**WORK TO DO**
Wherever a line holds the string "components", copy that line.

══════

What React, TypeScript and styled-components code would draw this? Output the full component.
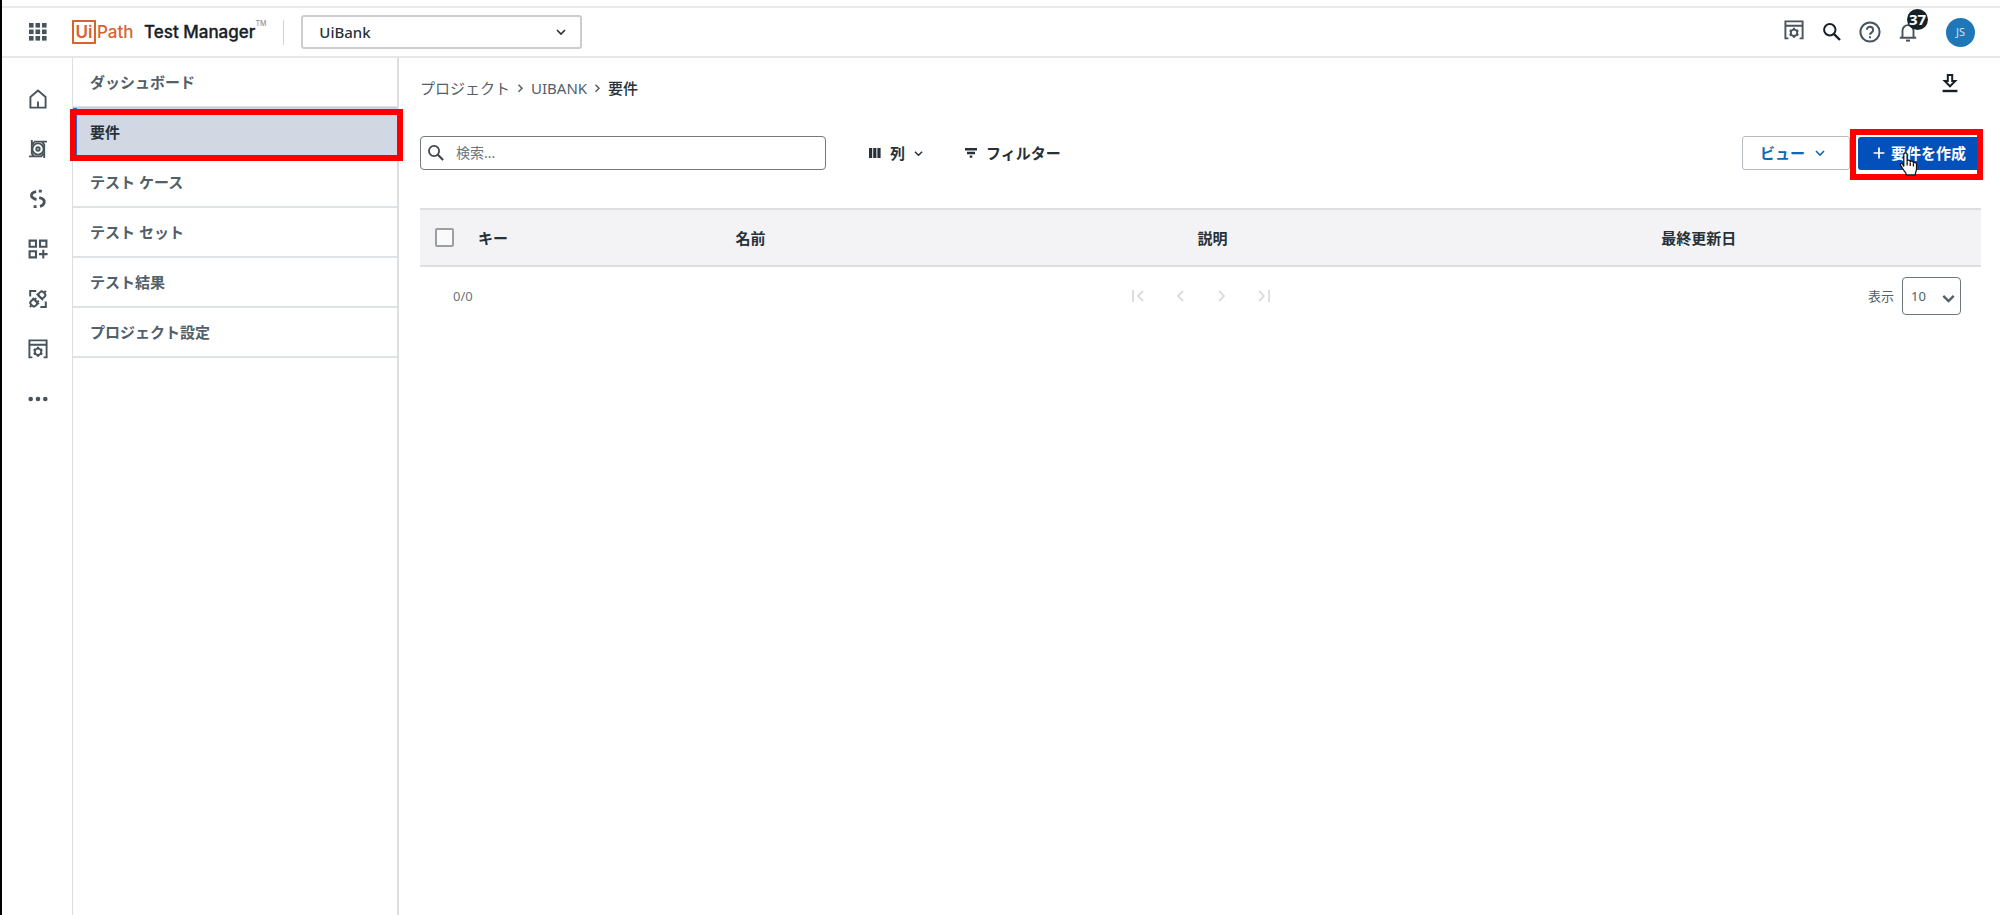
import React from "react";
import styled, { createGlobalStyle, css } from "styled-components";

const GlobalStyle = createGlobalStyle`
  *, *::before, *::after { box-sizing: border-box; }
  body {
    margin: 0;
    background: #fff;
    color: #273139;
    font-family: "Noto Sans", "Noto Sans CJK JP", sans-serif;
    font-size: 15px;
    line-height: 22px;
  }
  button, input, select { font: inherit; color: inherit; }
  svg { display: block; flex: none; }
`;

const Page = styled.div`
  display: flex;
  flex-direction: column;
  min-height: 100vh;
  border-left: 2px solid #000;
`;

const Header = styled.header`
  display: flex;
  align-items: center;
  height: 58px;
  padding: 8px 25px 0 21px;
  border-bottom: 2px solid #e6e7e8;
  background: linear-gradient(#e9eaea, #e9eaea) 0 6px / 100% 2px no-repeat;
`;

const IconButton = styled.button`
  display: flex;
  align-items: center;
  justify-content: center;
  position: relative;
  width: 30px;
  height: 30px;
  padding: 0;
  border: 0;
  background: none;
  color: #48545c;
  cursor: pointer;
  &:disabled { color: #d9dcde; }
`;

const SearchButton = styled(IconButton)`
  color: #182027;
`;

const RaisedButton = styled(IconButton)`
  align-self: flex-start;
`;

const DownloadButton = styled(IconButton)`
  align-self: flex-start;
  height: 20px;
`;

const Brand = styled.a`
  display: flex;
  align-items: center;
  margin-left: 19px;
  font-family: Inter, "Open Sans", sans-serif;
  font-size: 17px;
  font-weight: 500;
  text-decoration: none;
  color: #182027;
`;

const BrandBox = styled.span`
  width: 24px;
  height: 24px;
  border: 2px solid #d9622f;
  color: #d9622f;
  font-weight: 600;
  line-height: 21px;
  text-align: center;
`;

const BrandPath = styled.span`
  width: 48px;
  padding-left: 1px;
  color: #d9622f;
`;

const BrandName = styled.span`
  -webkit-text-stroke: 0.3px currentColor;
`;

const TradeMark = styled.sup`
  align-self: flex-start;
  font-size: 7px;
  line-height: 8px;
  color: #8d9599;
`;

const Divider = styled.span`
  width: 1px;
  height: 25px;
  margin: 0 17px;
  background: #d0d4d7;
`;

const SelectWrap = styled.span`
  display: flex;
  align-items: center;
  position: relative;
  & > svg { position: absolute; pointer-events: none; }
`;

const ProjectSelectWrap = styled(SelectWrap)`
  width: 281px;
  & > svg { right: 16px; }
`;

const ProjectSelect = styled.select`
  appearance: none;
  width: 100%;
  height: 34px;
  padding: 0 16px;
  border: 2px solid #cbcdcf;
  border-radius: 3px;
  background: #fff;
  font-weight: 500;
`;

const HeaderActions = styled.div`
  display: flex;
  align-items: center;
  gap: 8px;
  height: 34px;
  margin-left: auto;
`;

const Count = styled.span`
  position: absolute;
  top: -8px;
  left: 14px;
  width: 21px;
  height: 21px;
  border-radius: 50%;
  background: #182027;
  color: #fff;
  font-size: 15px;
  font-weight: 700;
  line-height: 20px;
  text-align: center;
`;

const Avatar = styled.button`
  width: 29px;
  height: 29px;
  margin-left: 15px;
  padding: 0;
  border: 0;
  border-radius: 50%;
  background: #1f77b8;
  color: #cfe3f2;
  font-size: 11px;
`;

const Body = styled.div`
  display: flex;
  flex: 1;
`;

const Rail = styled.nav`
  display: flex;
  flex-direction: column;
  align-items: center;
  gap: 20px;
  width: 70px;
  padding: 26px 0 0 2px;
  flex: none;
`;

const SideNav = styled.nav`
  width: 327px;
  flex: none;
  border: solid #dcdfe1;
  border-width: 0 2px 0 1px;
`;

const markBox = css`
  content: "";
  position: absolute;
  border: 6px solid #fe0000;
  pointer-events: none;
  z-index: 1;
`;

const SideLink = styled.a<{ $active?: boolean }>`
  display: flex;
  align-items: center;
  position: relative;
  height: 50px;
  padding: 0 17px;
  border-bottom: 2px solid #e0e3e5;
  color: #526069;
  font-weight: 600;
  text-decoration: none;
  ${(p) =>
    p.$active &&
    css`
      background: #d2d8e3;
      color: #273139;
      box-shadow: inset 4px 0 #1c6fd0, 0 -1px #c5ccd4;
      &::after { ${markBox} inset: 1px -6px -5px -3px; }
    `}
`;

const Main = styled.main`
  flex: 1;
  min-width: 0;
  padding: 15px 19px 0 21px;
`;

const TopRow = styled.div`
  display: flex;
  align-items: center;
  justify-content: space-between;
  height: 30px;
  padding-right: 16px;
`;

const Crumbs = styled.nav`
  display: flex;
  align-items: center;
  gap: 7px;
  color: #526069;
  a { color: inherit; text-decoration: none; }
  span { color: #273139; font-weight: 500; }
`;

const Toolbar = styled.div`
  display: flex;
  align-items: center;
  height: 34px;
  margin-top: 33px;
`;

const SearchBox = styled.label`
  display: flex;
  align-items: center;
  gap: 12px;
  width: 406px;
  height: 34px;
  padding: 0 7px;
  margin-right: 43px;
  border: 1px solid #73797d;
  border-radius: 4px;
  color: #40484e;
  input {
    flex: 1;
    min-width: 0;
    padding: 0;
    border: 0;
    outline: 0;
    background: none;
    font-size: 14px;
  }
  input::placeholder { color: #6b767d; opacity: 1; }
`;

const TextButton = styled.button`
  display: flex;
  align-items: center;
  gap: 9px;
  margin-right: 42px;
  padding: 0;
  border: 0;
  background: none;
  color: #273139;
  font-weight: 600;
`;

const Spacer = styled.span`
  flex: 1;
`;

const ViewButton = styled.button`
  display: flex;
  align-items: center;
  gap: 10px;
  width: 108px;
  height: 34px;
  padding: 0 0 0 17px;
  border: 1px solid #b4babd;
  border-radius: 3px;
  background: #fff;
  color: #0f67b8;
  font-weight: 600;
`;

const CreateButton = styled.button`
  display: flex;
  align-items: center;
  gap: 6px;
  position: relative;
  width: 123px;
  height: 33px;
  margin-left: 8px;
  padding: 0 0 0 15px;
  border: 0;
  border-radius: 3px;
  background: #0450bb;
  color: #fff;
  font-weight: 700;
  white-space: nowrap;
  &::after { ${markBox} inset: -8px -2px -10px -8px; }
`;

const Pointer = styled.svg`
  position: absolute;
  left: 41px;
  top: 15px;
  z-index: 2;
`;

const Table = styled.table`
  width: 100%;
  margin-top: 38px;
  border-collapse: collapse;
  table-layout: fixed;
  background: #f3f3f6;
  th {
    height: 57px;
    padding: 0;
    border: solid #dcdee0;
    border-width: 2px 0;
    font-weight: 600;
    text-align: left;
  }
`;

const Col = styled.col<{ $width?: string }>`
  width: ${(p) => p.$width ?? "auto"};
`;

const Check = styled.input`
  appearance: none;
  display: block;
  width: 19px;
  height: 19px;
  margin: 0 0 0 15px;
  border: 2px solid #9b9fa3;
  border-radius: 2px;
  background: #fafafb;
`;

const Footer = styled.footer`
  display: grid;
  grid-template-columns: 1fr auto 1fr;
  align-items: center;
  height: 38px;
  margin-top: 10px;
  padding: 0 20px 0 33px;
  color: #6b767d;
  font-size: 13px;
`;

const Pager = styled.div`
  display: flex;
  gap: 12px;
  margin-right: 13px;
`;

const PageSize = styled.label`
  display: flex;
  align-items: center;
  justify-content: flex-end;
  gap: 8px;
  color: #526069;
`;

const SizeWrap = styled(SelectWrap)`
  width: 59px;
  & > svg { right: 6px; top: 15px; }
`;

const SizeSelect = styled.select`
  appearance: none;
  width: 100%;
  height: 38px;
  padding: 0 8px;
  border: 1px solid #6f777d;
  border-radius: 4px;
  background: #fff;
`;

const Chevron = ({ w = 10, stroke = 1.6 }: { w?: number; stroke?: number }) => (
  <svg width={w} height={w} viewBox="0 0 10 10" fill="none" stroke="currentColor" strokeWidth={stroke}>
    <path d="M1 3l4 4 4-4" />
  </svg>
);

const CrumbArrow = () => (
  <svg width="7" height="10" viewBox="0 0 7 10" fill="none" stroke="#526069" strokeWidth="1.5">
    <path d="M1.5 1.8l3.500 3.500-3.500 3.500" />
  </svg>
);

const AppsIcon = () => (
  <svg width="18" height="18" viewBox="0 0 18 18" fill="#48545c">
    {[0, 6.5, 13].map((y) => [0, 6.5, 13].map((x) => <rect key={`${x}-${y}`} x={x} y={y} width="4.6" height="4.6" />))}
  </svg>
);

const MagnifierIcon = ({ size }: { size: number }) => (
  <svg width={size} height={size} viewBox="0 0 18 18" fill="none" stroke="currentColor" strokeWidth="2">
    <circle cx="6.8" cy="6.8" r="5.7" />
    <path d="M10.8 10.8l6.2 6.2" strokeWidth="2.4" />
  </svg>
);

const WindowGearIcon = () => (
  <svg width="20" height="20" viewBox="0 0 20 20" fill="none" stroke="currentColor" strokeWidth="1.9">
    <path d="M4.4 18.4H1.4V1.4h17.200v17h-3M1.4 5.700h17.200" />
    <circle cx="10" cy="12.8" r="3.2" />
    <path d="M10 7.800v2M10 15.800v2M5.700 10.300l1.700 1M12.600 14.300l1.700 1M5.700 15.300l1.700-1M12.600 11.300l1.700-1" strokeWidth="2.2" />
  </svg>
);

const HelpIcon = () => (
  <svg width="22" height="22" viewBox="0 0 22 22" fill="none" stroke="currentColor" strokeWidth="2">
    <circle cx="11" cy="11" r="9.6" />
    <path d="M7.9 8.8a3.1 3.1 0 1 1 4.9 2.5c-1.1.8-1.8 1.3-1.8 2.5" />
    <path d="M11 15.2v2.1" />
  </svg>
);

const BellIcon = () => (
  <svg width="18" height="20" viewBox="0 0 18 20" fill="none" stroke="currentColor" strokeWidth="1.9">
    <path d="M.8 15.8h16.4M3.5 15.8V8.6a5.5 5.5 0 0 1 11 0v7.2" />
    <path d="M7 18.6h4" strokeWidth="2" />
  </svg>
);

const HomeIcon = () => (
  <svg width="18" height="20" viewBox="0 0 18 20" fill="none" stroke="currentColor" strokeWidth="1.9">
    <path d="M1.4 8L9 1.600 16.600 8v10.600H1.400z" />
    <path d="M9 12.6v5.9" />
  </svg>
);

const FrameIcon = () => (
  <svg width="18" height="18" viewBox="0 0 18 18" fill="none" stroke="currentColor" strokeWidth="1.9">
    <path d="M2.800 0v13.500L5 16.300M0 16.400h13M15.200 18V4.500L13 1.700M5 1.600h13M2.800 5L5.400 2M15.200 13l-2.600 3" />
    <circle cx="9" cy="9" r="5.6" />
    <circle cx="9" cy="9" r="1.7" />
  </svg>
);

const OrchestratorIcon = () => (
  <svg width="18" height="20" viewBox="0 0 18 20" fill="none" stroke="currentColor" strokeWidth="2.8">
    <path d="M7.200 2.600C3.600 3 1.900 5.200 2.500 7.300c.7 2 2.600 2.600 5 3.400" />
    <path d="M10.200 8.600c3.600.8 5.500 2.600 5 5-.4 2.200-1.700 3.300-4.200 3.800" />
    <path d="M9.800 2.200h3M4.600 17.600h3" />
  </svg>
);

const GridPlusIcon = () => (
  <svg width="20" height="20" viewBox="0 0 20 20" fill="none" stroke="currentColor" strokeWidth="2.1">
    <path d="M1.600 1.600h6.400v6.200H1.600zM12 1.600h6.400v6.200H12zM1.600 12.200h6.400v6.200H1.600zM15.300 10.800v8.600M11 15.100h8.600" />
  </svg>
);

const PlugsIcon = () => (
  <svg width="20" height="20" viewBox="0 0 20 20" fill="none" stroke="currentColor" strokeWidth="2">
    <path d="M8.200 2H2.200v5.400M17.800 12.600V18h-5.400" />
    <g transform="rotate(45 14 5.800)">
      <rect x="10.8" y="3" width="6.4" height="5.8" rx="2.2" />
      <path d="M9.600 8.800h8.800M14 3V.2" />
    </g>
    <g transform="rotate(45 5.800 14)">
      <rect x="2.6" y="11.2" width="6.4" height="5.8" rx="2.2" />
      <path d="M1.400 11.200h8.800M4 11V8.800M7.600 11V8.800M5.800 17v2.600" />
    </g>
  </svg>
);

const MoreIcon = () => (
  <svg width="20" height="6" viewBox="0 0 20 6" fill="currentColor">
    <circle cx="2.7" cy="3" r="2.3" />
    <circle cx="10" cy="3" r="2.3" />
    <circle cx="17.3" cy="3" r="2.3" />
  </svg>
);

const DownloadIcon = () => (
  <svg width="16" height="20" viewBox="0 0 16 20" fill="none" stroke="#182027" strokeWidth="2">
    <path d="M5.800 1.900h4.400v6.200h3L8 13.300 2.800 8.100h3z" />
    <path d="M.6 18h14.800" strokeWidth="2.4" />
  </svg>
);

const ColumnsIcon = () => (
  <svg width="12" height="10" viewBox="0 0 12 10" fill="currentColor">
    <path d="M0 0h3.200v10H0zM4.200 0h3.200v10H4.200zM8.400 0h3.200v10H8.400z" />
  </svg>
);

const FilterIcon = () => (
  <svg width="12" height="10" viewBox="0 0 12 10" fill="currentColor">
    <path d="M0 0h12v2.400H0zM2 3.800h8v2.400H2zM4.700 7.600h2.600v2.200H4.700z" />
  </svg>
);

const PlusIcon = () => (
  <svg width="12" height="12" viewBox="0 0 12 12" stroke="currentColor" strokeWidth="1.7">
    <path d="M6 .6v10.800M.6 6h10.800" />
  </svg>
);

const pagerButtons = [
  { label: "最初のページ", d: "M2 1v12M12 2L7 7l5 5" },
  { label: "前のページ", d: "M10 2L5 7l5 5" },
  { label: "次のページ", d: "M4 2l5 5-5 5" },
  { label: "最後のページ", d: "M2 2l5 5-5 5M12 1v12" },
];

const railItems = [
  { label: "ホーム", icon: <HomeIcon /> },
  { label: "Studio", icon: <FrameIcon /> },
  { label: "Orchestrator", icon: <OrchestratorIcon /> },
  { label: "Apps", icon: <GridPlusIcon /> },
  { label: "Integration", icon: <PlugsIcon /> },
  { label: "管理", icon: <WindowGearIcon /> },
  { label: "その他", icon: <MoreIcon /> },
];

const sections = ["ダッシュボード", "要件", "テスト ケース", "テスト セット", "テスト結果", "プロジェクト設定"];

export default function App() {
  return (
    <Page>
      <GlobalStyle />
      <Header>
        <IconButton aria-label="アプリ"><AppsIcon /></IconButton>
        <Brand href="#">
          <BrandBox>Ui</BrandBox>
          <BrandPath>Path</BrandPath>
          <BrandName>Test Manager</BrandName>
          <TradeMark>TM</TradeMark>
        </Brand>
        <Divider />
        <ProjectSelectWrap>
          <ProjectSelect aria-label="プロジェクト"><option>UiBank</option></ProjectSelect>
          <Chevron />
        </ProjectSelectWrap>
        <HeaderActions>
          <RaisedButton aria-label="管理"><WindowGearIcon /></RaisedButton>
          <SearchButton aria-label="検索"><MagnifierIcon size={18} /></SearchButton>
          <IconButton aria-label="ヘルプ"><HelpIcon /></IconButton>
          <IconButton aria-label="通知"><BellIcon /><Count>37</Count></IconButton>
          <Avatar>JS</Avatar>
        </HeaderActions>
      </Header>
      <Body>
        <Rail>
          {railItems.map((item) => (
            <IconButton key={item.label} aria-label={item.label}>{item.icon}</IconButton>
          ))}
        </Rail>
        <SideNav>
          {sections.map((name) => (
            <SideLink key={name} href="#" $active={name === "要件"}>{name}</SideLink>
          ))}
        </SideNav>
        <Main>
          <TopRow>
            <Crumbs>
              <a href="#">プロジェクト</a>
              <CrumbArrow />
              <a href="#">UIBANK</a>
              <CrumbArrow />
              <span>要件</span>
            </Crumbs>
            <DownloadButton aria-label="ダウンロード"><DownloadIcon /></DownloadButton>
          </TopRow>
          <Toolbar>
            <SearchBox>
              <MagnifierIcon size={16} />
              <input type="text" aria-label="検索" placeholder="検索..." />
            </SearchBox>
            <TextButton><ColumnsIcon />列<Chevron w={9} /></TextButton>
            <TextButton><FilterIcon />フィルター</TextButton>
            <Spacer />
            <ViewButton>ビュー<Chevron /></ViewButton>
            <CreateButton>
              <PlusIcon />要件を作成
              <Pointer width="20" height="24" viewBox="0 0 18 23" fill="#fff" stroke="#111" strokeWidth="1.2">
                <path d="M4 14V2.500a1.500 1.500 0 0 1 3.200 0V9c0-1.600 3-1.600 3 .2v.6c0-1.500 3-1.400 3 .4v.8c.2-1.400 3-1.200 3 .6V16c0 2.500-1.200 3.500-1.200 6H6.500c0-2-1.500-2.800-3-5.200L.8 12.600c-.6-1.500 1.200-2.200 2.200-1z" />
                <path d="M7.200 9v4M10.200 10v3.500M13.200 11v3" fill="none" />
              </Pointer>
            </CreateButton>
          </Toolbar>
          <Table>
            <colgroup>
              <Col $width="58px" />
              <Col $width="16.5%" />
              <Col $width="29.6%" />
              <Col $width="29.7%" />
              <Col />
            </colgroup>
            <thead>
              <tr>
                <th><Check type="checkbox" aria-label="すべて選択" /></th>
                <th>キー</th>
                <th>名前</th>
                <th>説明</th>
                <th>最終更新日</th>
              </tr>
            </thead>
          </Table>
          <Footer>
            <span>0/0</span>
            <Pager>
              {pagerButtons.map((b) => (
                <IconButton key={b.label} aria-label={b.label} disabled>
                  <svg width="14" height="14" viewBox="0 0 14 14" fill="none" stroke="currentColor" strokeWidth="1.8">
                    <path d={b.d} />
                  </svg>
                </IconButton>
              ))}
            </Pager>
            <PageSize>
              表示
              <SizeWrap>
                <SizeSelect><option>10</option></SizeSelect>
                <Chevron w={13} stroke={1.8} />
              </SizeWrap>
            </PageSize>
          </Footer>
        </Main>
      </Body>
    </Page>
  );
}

══════

**CORRECT OUTPUT**
What React, TypeScript and styled-components code would draw this? Output the full component.
import styled, { createGlobalStyle, css } from "styled-components";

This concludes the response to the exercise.